Optical interconnect assemblies or devices comprising the POI component according to the invention may be used in for example optical digital computers, switches, relays, printed circuit boards.

The injection moulded product with the light transmittable part according to the invention or made by the process according to the invention may also be used in optical sensors. The injection moulded product may also be used in any light emitting application, where the light source is shielded by a light transmittable shield. Suitably, the injection moulded product is used in lighting elements, such as LED reflector housings, scramblers, primary or a secondary optics of a LED light source, lamp bases, LED substrates, LED housing or module, lamp mounting elements, reflector plates, reflectors of automotive lighting systems, sensor housing.
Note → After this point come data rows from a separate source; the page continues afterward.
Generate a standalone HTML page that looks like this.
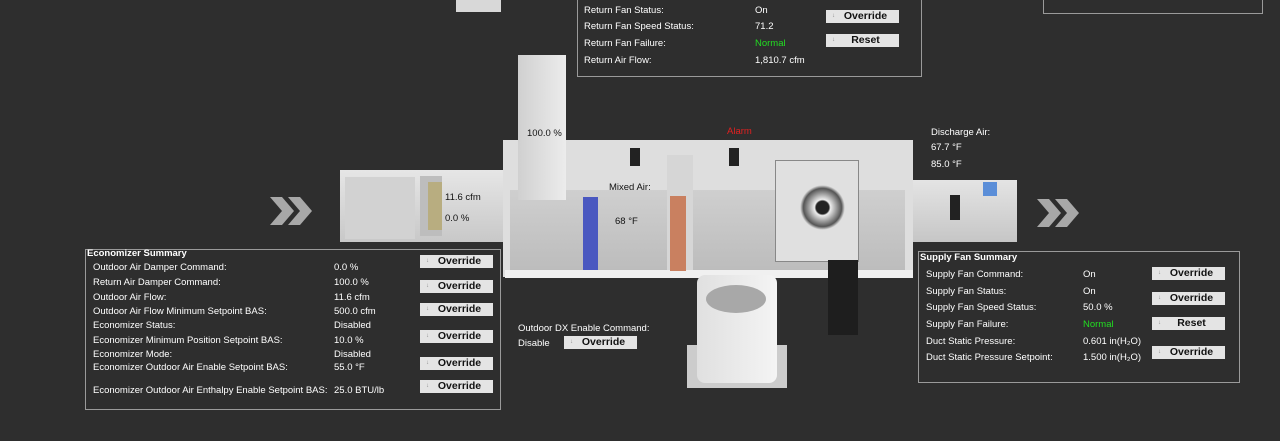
<!DOCTYPE html><html><head><style>
body{margin:0;width:1280px;height:441px;background:#2e2e2e;overflow:hidden;position:relative;font-family:"Liberation Sans",sans-serif;font-size:9.5px;color:#fff}
.a{position:absolute}
.p{position:absolute;border:1px solid #9a9a9a;background:#2e2e2e}
.btn{position:absolute;width:73px;height:13px;background:#e4e4e4;color:#111;font-size:10.5px;line-height:13px;text-align:center;font-weight:bold;text-indent:6px}
.btn:before{content:"↓";font-size:6px;color:#888;position:absolute;left:0px;font-weight:normal}
.g{color:#22dd22}
.k{color:#111}
</style></head><body>
<div class="a" style="left:456px;top:0;width:45px;height:12px;background:#d8d8d8"></div>
<div class="p" style="left:1043px;top:-2px;width:218px;height:14px"></div>
<div class="p" style="left:577px;top:-2px;width:343px;height:77px"></div>
<div class="a" style="left:584px;top:5px">Return Fan Status:</div><div class="a" style="left:755px;top:5px">On</div>
<div class="a" style="left:584px;top:21px">Return Fan Speed Status:</div><div class="a" style="left:755px;top:21px">71.2</div>
<div class="a" style="left:584px;top:38px">Return Fan Failure:</div><div class="a g" style="left:755px;top:38px">Normal</div>
<div class="a" style="left:584px;top:55px">Return Air Flow:</div><div class="a" style="left:755px;top:55px">1,810.7 cfm</div>
<div class="btn" style="left:826px;top:10px">Override</div><div class="btn" style="left:826px;top:34px">Reset</div>

<svg class="a" style="left:268px;top:195px" width="48" height="32"><path d="M2 2h12l12 14-12 14H2l12-14z M20 2h12l12 14-12 14H20l12-14z" fill="#a8a8a8"/></svg>
<svg class="a" style="left:1035px;top:197px" width="48" height="32"><path d="M2 2h12l12 14-12 14H2l12-14z M20 2h12l12 14-12 14H20l12-14z" fill="#a8a8a8"/></svg>
<div class="a" style="left:340px;top:170px;width:172px;height:72px;background:linear-gradient(#e6e6e6,#c8c8c8)"></div>
<div class="a" style="left:345px;top:177px;width:70px;height:62px;background:#d2d2d2"></div>
<div class="a" style="left:420px;top:176px;width:22px;height:60px;background:#bdbdbd"></div>
<div class="a" style="left:428px;top:182px;width:14px;height:48px;background:#b8ad80"></div>
<div class="a" style="left:905px;top:180px;width:112px;height:62px;background:linear-gradient(#e4e4e4,#c6c6c6)"></div>
<div class="a" style="left:950px;top:195px;width:10px;height:25px;background:#222"></div>
<div class="a" style="left:983px;top:182px;width:14px;height:14px;background:#5b8ed8"></div>
<div class="a" style="left:503px;top:140px;width:410px;height:137px;background:#dedede"></div>
<div class="a" style="left:510px;top:190px;width:395px;height:82px;background:linear-gradient(#cfcfcf,#bcbcbc)"></div>
<div class="a" style="left:505px;top:270px;width:408px;height:8px;background:#f0f0f0"></div>
<div class="a" style="left:518px;top:55px;width:48px;height:145px;background:linear-gradient(90deg,#d0d0d0,#ececec)"></div>
<div class="a" style="left:583px;top:197px;width:15px;height:73px;background:#4a58c0"></div>
<div class="a" style="left:667px;top:155px;width:26px;height:115px;background:#d6d6d6"></div>
<div class="a" style="left:670px;top:196px;width:16px;height:75px;background:#c98060"></div>
<div class="a" style="left:630px;top:148px;width:10px;height:18px;background:#222"></div>
<div class="a" style="left:729px;top:148px;width:10px;height:18px;background:#222"></div>
<div class="a" style="left:775px;top:160px;width:82px;height:100px;background:#e0e0e0;border:1px solid #888"></div>
<div class="a" style="left:800px;top:185px;width:45px;height:45px;border-radius:50%;background:radial-gradient(#222 20%,#eee 25%,#555 60%,#ddd 70%)"></div>
<div class="a" style="left:828px;top:260px;width:30px;height:75px;background:#1e1e1e"></div>
<div class="a" style="left:687px;top:345px;width:100px;height:43px;background:#ccc"></div>
<div class="a" style="left:697px;top:275px;width:80px;height:108px;background:linear-gradient(90deg,#e0e0e0,#f4f4f4);border-radius:8px"></div>
<div class="a" style="left:706px;top:285px;width:60px;height:28px;border-radius:50%;background:#a8a8a8"></div>

<div class="a k" style="left:527px;top:128px">100.0 %</div>
<div class="a k" style="left:445px;top:192px">11.6 cfm</div>
<div class="a k" style="left:445px;top:213px">0.0 %</div>
<div class="a k" style="left:609px;top:182px">Mixed Air:</div>
<div class="a k" style="left:615px;top:216px">68 °F</div>
<div class="a" style="left:727px;top:126px;color:#e02020">Alarm</div>
<div class="a" style="left:931px;top:127px">Discharge Air:</div>
<div class="a" style="left:931px;top:142px">67.7 °F</div>
<div class="a" style="left:931px;top:159px">85.0 °F</div>
<div class="a" style="left:518px;top:323px">Outdoor DX Enable Command:</div>
<div class="a" style="left:518px;top:338px">Disable</div>
<div class="btn" style="left:564px;top:336px">Override</div>

<div class="p" style="left:85px;top:249px;width:414px;height:159px"></div>
<div class="a" style="left:87px;top:248px;font-weight:bold">Economizer Summary</div>
<div class="a" style="left:93px;top:262px">Outdoor Air Damper Command:</div><div class="a" style="left:334px;top:262px">0.0 %</div>
<div class="a" style="left:93px;top:277px">Return Air Damper Command:</div><div class="a" style="left:334px;top:277px">100.0 %</div>
<div class="a" style="left:93px;top:292px">Outdoor Air Flow:</div><div class="a" style="left:334px;top:292px">11.6 cfm</div>
<div class="a" style="left:93px;top:306px">Outdoor Air Flow Minimum Setpoint BAS:</div><div class="a" style="left:334px;top:306px">500.0 cfm</div>
<div class="a" style="left:93px;top:320px">Economizer Status:</div><div class="a" style="left:334px;top:320px">Disabled</div>
<div class="a" style="left:93px;top:335px">Economizer Minimum Position Setpoint BAS:</div><div class="a" style="left:334px;top:335px">10.0 %</div>
<div class="a" style="left:93px;top:349px">Economizer Mode:</div><div class="a" style="left:334px;top:349px">Disabled</div>
<div class="a" style="left:93px;top:362px">Economizer Outdoor Air Enable Setpoint BAS:</div><div class="a" style="left:334px;top:362px">55.0 °F</div>
<div class="a" style="left:93px;top:385px">Economizer Outdoor Air Enthalpy Enable Setpoint BAS:</div><div class="a" style="left:334px;top:385px">25.0 BTU/lb</div>
<div class="btn" style="left:420px;top:255px">Override</div>
<div class="btn" style="left:420px;top:280px">Override</div>
<div class="btn" style="left:420px;top:303px">Override</div>
<div class="btn" style="left:420px;top:330px">Override</div>
<div class="btn" style="left:420px;top:357px">Override</div>
<div class="btn" style="left:420px;top:380px">Override</div>

<div class="p" style="left:918px;top:251px;width:320px;height:130px"></div>
<div class="a" style="left:920px;top:252px;font-weight:bold">Supply Fan Summary</div>
<div class="a" style="left:926px;top:269px">Supply Fan Command:</div><div class="a" style="left:1083px;top:269px">On</div>
<div class="a" style="left:926px;top:286px">Supply Fan Status:</div><div class="a" style="left:1083px;top:286px">On</div>
<div class="a" style="left:926px;top:302px">Supply Fan Speed Status:</div><div class="a" style="left:1083px;top:302px">50.0 %</div>
<div class="a" style="left:926px;top:319px">Supply Fan Failure:</div><div class="a g" style="left:1083px;top:319px">Normal</div>
<div class="a" style="left:926px;top:336px">Duct Static Pressure:</div><div class="a" style="left:1083px;top:336px">0.601 in(H₂O)</div>
<div class="a" style="left:926px;top:352px">Duct Static Pressure Setpoint:</div><div class="a" style="left:1083px;top:352px">1.500 in(H₂O)</div>
<div class="btn" style="left:1152px;top:267px">Override</div>
<div class="btn" style="left:1152px;top:292px">Override</div>
<div class="btn" style="left:1152px;top:317px">Reset</div>
<div class="btn" style="left:1152px;top:346px">Override</div>
</body></html>
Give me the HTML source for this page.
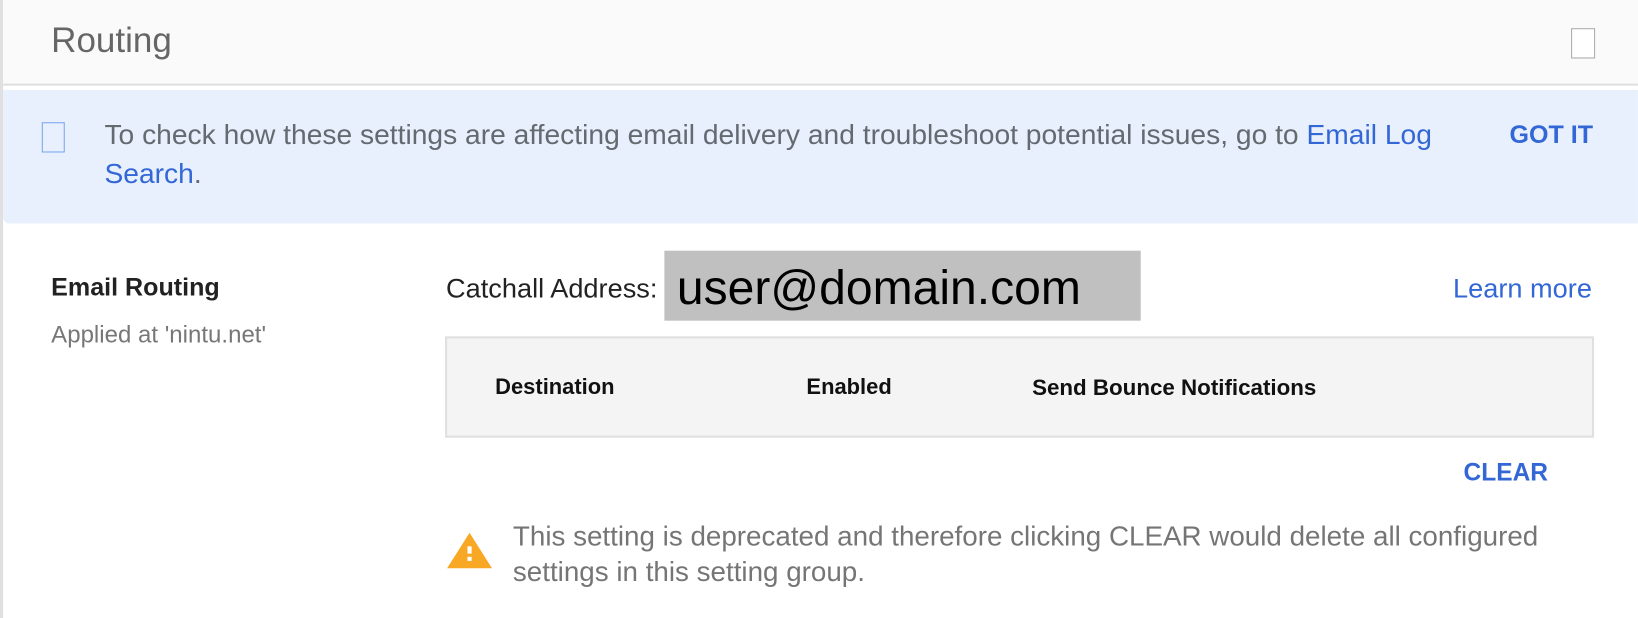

The invention is further illustrated with the following examples.

Material

Polyamide composition, consisting of a semi aromatic copolyamide, 69.5 wt.%, glass fibres, 30 wt.%, and an additive composition, 0.5 wt.%,. The semi aromatic copolyamide was a polyamide 6T/46, ratio about 75/25, Tm 305 ⁰ C, Tg 117 ⁰ C, RV 1.9. The glass fibres were a standard type of glass fibres for polyamides. The additive composition comprised auxiliary processing aids and heat stabilizers.

Moulding

The polyamide composition was fed to an extruder, heated and melt- processed at a temperature of 330 ⁰ C and injected into a mould cavity used for making casings of a switch. The mould had a temperature of 70°C. The cavity and the corresponding casing had lateral dimensions of about 5x5 mm, a planar part with a thickness of about 1 mm and lateral parts with a thickness of about 2 mm. The casing was taken from the mould and allowed to cool to room temperature.

Properties The resulting casing was translucent while the planar part had a light transmittance of about 70%.